# Your instructions
Reproduce the material word for word; the images stay out.

# Recorded data
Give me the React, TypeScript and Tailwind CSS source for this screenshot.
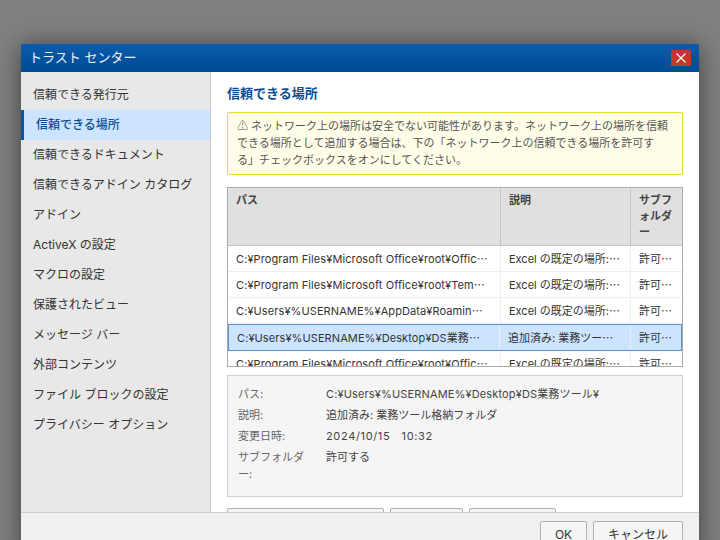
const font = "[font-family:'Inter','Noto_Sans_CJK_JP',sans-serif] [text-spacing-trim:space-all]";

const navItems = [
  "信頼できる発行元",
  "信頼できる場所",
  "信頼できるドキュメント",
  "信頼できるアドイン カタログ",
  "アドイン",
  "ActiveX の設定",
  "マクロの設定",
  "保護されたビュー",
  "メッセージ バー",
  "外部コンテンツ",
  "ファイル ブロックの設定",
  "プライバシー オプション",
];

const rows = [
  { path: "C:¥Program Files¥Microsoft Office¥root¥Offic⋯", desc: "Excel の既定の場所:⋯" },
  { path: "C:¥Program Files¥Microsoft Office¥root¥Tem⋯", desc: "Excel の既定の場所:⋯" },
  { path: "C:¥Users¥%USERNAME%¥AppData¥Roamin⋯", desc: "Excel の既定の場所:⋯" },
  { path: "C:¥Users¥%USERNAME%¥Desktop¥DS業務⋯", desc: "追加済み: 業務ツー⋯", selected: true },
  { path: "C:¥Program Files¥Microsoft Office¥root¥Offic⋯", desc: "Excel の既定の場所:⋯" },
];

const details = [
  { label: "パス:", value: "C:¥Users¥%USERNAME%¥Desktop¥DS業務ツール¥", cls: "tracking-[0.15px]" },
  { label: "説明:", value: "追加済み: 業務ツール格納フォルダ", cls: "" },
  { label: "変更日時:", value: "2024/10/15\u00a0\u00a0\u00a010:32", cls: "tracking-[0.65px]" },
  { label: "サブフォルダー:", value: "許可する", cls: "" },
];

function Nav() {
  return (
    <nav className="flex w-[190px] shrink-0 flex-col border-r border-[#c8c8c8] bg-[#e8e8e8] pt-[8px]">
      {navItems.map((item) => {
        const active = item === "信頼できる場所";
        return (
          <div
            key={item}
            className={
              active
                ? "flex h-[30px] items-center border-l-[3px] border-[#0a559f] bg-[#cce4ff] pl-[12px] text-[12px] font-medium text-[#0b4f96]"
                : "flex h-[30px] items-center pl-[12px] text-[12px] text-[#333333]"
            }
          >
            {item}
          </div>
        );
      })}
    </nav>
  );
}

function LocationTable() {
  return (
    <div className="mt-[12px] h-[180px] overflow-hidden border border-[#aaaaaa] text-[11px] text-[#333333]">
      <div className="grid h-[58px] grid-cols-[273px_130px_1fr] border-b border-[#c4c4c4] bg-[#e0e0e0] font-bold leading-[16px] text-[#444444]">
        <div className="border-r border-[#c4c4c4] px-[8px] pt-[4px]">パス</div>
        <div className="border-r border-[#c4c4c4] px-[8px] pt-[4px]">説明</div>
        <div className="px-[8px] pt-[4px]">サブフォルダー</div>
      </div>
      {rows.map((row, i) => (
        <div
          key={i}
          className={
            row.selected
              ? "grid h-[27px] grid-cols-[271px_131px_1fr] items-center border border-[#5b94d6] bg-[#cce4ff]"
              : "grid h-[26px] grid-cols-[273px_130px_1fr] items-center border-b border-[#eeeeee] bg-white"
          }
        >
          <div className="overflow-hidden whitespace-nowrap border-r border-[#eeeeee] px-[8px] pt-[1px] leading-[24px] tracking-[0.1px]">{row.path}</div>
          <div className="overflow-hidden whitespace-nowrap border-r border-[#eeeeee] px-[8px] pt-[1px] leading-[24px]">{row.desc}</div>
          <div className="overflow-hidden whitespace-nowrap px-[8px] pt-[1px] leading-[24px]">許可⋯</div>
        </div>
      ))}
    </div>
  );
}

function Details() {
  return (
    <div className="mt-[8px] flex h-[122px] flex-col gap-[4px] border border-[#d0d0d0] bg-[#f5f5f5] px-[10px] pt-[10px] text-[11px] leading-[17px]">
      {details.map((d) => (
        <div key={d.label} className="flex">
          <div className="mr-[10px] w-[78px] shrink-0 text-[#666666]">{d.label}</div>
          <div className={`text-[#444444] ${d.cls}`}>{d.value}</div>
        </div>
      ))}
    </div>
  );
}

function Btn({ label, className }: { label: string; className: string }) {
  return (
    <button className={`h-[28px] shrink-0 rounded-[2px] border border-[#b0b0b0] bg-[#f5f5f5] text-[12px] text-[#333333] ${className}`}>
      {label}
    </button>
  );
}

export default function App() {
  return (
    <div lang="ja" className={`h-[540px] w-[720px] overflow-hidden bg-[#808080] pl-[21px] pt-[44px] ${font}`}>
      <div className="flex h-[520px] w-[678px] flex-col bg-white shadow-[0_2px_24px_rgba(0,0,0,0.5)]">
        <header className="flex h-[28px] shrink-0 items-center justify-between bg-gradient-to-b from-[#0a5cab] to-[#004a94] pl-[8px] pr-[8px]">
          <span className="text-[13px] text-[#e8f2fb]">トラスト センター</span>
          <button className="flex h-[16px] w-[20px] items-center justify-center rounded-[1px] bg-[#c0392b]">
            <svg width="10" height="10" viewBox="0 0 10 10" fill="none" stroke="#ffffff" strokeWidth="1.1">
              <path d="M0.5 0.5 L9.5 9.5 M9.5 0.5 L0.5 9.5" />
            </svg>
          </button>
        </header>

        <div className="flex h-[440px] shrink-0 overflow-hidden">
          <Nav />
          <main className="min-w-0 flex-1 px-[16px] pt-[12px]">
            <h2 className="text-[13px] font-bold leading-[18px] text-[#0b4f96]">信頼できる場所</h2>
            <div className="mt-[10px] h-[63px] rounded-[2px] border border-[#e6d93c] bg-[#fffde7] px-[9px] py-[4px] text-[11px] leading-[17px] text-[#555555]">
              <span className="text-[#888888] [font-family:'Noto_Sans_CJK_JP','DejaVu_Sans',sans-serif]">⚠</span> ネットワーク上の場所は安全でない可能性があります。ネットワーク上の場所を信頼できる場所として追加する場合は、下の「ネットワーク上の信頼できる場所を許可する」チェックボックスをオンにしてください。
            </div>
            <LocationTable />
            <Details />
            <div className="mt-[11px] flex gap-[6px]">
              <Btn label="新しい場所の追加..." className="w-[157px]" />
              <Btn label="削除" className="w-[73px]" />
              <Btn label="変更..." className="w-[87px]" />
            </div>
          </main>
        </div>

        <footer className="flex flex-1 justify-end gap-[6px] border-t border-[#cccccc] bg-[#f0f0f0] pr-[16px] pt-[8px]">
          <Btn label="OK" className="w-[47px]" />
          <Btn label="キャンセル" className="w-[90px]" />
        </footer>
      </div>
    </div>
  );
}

# Response
Give me the React, TypeScript and Tailwind CSS source for this screenshot.
const font = "[font-family:'Inter','Noto_Sans_CJK_JP',sans-serif] [text-spacing-trim:space-all]";

const navItems = [
  "信頼できる発行元",
  "信頼できる場所",
  "信頼できるドキュメント",
  "信頼できるアドイン カタログ",
  "アドイン",
  "ActiveX の設定",
  "マクロの設定",
  "保護されたビュー",
  "メッセージ バー",
  "外部コンテンツ",
  "ファイル ブロックの設定",
  "プライバシー オプション",
];

const rows = [
  { path: "C:¥Program Files¥Microsoft Office¥root¥Offic⋯", desc: "Excel の既定の場所:⋯" },
  { path: "C:¥Program Files¥Microsoft Office¥root¥Tem⋯", desc: "Excel の既定の場所:⋯" },
  { path: "C:¥Users¥%USERNAME%¥AppData¥Roamin⋯", desc: "Excel の既定の場所:⋯" },
  { path: "C:¥Users¥%USERNAME%¥Desktop¥DS業務⋯", desc: "追加済み: 業務ツー⋯", selected: true },
  { path: "C:¥Program Files¥Microsoft Office¥root¥Offic⋯", desc: "Excel の既定の場所:⋯" },
];

const details = [
  { label: "パス:", value: "C:¥Users¥%USERNAME%¥Desktop¥DS業務ツール¥", cls: "tracking-[0.15px]" },
  { label: "説明:", value: "追加済み: 業務ツール格納フォルダ", cls: "" },
  { label: "変更日時:", value: "2024/10/15\u00a0\u00a0\u00a010:32", cls: "tracking-[0.65px]" },
  { label: "サブフォルダー:", value: "許可する", cls: "" },
];

function Nav() {
  return (
    <nav className="flex w-[190px] shrink-0 flex-col border-r border-[#c8c8c8] bg-[#e8e8e8] pt-[8px]">
      {navItems.map((item) => {
        const active = item === "信頼できる場所";
        return (
          <div
            key={item}
            className={
              active
                ? "flex h-[30px] items-center border-l-[3px] border-[#0a559f] bg-[#cce4ff] pl-[12px] text-[12px] font-medium text-[#0b4f96]"
                : "flex h-[30px] items-center pl-[12px] text-[12px] text-[#333333]"
            }
          >
            {item}
          </div>
        );
      })}
    </nav>
  );
}

function LocationTable() {
  return (
    <div className="mt-[12px] h-[180px] overflow-hidden border border-[#aaaaaa] text-[11px] text-[#333333]">
      <div className="grid h-[58px] grid-cols-[273px_130px_1fr] border-b border-[#c4c4c4] bg-[#e0e0e0] font-bold leading-[16px] text-[#444444]">
        <div className="border-r border-[#c4c4c4] px-[8px] pt-[4px]">パス</div>
        <div className="border-r border-[#c4c4c4] px-[8px] pt-[4px]">説明</div>
        <div className="px-[8px] pt-[4px]">サブフォルダー</div>
      </div>
      {rows.map((row, i) => (
        <div
          key={i}
          className={
            row.selected
              ? "grid h-[27px] grid-cols-[271px_131px_1fr] items-center border border-[#5b94d6] bg-[#cce4ff]"
              : "grid h-[26px] grid-cols-[273px_130px_1fr] items-center border-b border-[#eeeeee] bg-white"
          }
        >
          <div className="overflow-hidden whitespace-nowrap border-r border-[#eeeeee] px-[8px] pt-[1px] leading-[24px] tracking-[0.1px]">{row.path}</div>
          <div className="overflow-hidden whitespace-nowrap border-r border-[#eeeeee] px-[8px] pt-[1px] leading-[24px]">{row.desc}</div>
          <div className="overflow-hidden whitespace-nowrap px-[8px] pt-[1px] leading-[24px]">許可⋯</div>
        </div>
      ))}
    </div>
  );
}

function Details() {
  return (
    <div className="mt-[8px] flex h-[122px] flex-col gap-[4px] border border-[#d0d0d0] bg-[#f5f5f5] px-[10px] pt-[10px] text-[11px] leading-[17px]">
      {details.map((d) => (
        <div key={d.label} className="flex">
          <div className="mr-[10px] w-[78px] shrink-0 text-[#666666]">{d.label}</div>
          <div className={`text-[#444444] ${d.cls}`}>{d.value}</div>
        </div>
      ))}
    </div>
  );
}

function Btn({ label, className }: { label: string; className: string }) {
  return (
    <button className={`h-[28px] shrink-0 rounded-[2px] border border-[#b0b0b0] bg-[#f5f5f5] text-[12px] text-[#333333] ${className}`}>
      {label}
    </button>
  );
}

export default function App() {
  return (
    <div lang="ja" className={`h-[540px] w-[720px] overflow-hidden bg-[#808080] pl-[21px] pt-[44px] ${font}`}>
      <div className="flex h-[520px] w-[678px] flex-col bg-white shadow-[0_2px_24px_rgba(0,0,0,0.5)]">
        <header className="flex h-[28px] shrink-0 items-center justify-between bg-gradient-to-b from-[#0a5cab] to-[#004a94] pl-[8px] pr-[8px]">
          <span className="text-[13px] text-[#e8f2fb]">トラスト センター</span>
          <button className="flex h-[16px] w-[20px] items-center justify-center rounded-[1px] bg-[#c0392b]">
            <svg width="10" height="10" viewBox="0 0 10 10" fill="none" stroke="#ffffff" strokeWidth="1.1">
              <path d="M0.5 0.5 L9.5 9.5 M9.5 0.5 L0.5 9.5" />
            </svg>
          </button>
        </header>

        <div className="flex h-[440px] shrink-0 overflow-hidden">
          <Nav />
          <main className="min-w-0 flex-1 px-[16px] pt-[12px]">
            <h2 className="text-[13px] font-bold leading-[18px] text-[#0b4f96]">信頼できる場所</h2>
            <div className="mt-[10px] h-[63px] rounded-[2px] border border-[#e6d93c] bg-[#fffde7] px-[9px] py-[4px] text-[11px] leading-[17px] text-[#555555]">
              <span className="text-[#888888] [font-family:'Noto_Sans_CJK_JP','DejaVu_Sans',sans-serif]">⚠</span> ネットワーク上の場所は安全でない可能性があります。ネットワーク上の場所を信頼できる場所として追加する場合は、下の「ネットワーク上の信頼できる場所を許可する」チェックボックスをオンにしてください。
            </div>
            <LocationTable />
            <Details />
            <div className="mt-[11px] flex gap-[6px]">
              <Btn label="新しい場所の追加..." className="w-[157px]" />
              <Btn label="削除" className="w-[73px]" />
              <Btn label="変更..." className="w-[87px]" />
            </div>
          </main>
        </div>

        <footer className="flex flex-1 justify-end gap-[6px] border-t border-[#cccccc] bg-[#f0f0f0] pr-[16px] pt-[8px]">
          <Btn label="OK" className="w-[47px]" />
          <Btn label="キャンセル" className="w-[90px]" />
        </footer>
      </div>
    </div>
  );
}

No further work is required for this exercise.